L’Accord de Washington, qui est un accord de paix entre la République Démocratique du Congo et le Rwanda, est le fruit d’une stratégie minutieusement élaborée sur plusieurs années. Dès son accession à la présidence, Félix Antoine Tshisekedi a clairement exprimé sa volonté d’accroître la présence de la RDC dans les instances internationales. La reprise de la guerre dans l’Est a renforcé cette démarche.
2. Pertinence de l’Accord de Washington
Malgré le soutien de la communauté internationale, tous les efforts pour pacifier notre pays semblent avoir échoué. Chaque avancée est souvent suivie d’une intervention du Rwanda, perturbant ainsi la paix. Les actions de Kigali sont dénoncées par les Nations Unies depuis 2009 à travers des résolutions du Conseil de sécurité. À chaque fois qu’il est acculé, Kagame change de stratégie et d’agents.
La résolution 2773 du Conseil de sécurité « condamne fermement l’offensive menée par le M23 » et constitue une victoire diplomatique pour la RDC. Le Conseil demande au M23 de cesser les hostilités et de se retirer des zones contrôlées. À l’égard du Rwanda, il exige également un retrait immédiat de son territoire.
La résolution précise que le Conseil engage la RDC et le Rwanda à reprendre d’urgence les pourparlers diplomatiques afin de parvenir à un règlement pacifique du conflit. L’Accord de Washington s’inscrit dans cette logique et engage la responsabilité américaine en tant que garante du processus. C’est une étape cruciale pour parvenir à la paix.
Cet accord stipule que les États-Unis, en collaboration avec l’Union Africaine et le Qatar, veilleront à la bonne exécution des engagements par le Rwanda et la RDC. Il est essentiel que les États-Unis maintiennent leur crédibilité dans ce processus, surtout que cette paix est un préalable pour envisager toute coopération économique future.

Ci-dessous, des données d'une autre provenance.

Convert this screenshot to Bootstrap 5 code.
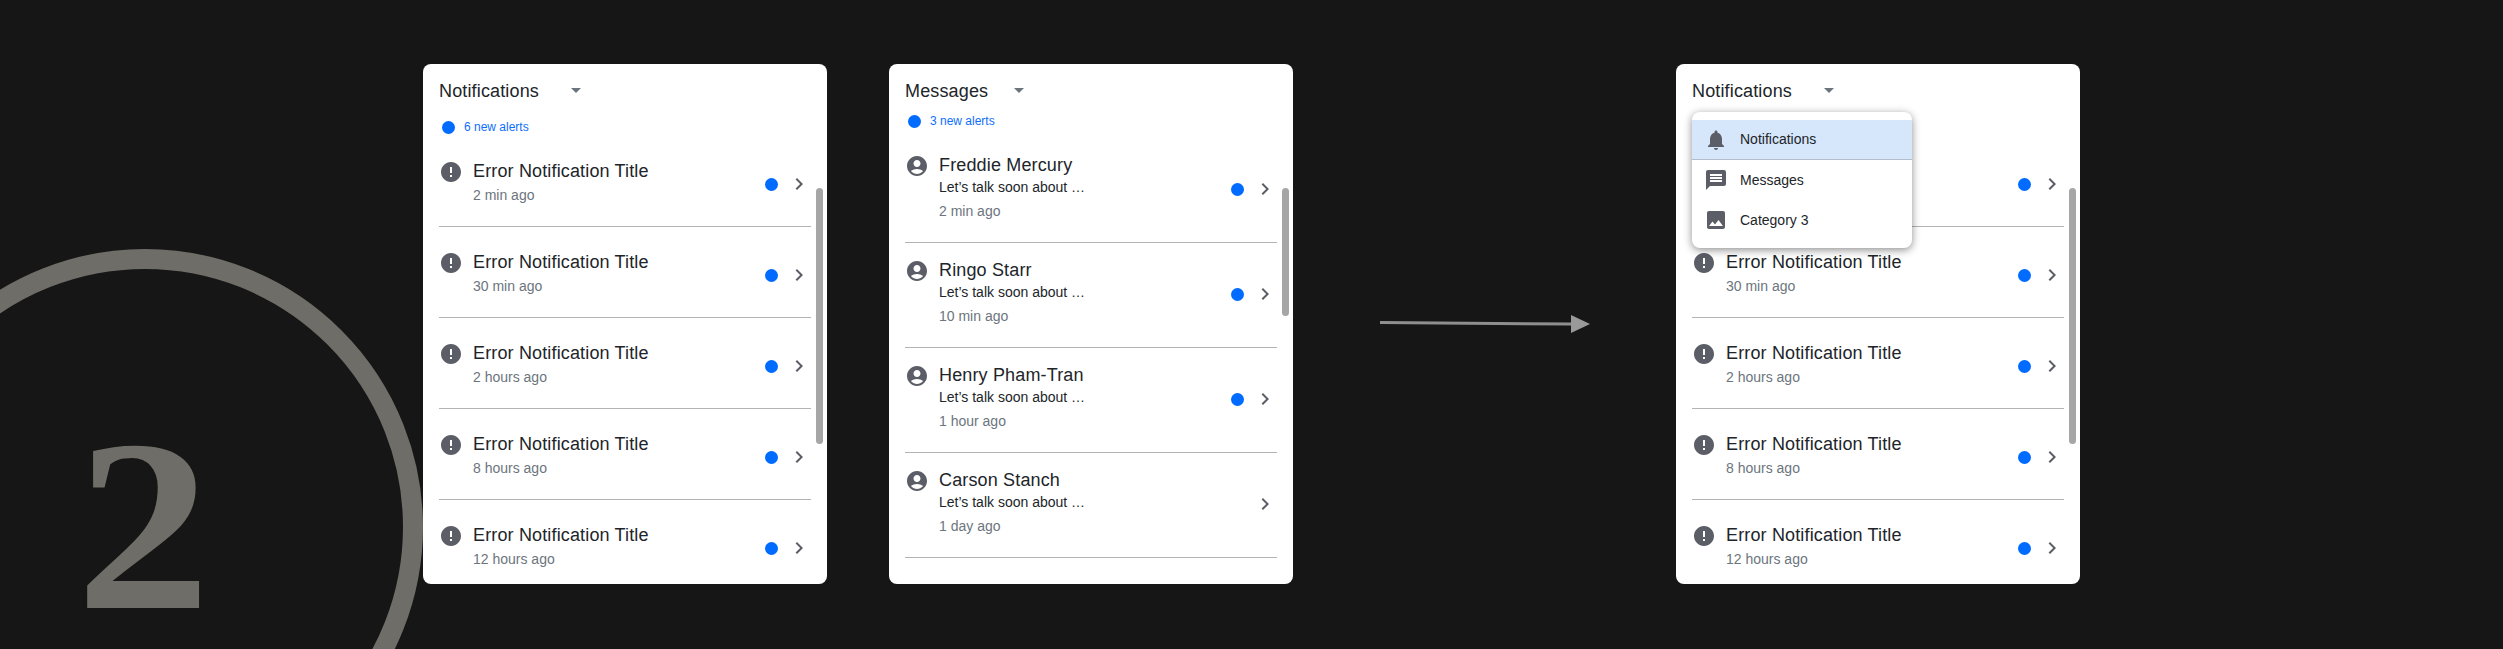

L’accord est clair : les parties conviennent de lancer, dans les trois mois suivant sa signature, un cadre d’intégration économique régionale. Cet accord de paix, entre deux États souverains, retire tout prétexte à Kigali, qui prétendait ne pas être impliqué dans la guerre au Congo.
Les 90 premiers jours suivant la signature de l’accord seront consacrés à la mise en œuvre des engagements sécuritaires, y compris le retrait des troupes étrangères et le désarmement des groupes armés. Le retrait du Rwanda doit être conforme à un plan pré-approuvé.
Conclusion
Cet Accord de Washington offre une opportunité de démanteler le prétexte rwandais, en neutralisant les FDLR et en permettant le retrait des troupes rwandaises du territoire congolais. Il est légitime que certains ressentent de la peur, tandis que d’autres se laissent gagner par la résignation. Cependant, pour l’intérêt supérieur de l’État, rien ne devrait faire reculer le peuple congolais face à ce défi crucial.
L’heure est à l’unité pour notre patrie, face à des ennemis tant internes qu’externes. Rien n’est impossible pour un peuple uni et déterminé à conquérir son destin. La RDC vient d’affirmer, de manière solennelle, son opposition à l’activisme du régime de Kigali et à ses ambitions hégémoniques.
À présent, nos yeux se tournent vers Doha, où se tiennent les pourparlers avec le M23, afin d’assurer la pleine mise en œuvre de l’accord. La prochaine étape est la réalisation effective des engagements formulés à l’ONU et confirmés bilatéralement, pour que le gouvernement de la RDC exerce son autorité sur l’ensemble du territoire national.
Quoi qu’il en soit, malgré les épreuves actuelles, la République Démocratique du Congo est grande et exige de ses fils et filles la grandeur. Ne dit-on pas qu’à grande destinée correspondent de grands défis ? Restons déterminés et unis pour défendre notre mère patrie ! L’avenir du Congo est prometteur, et son histoire s’écrira par des Congolais, comme l’a dit Patrice-Emery Lumumba.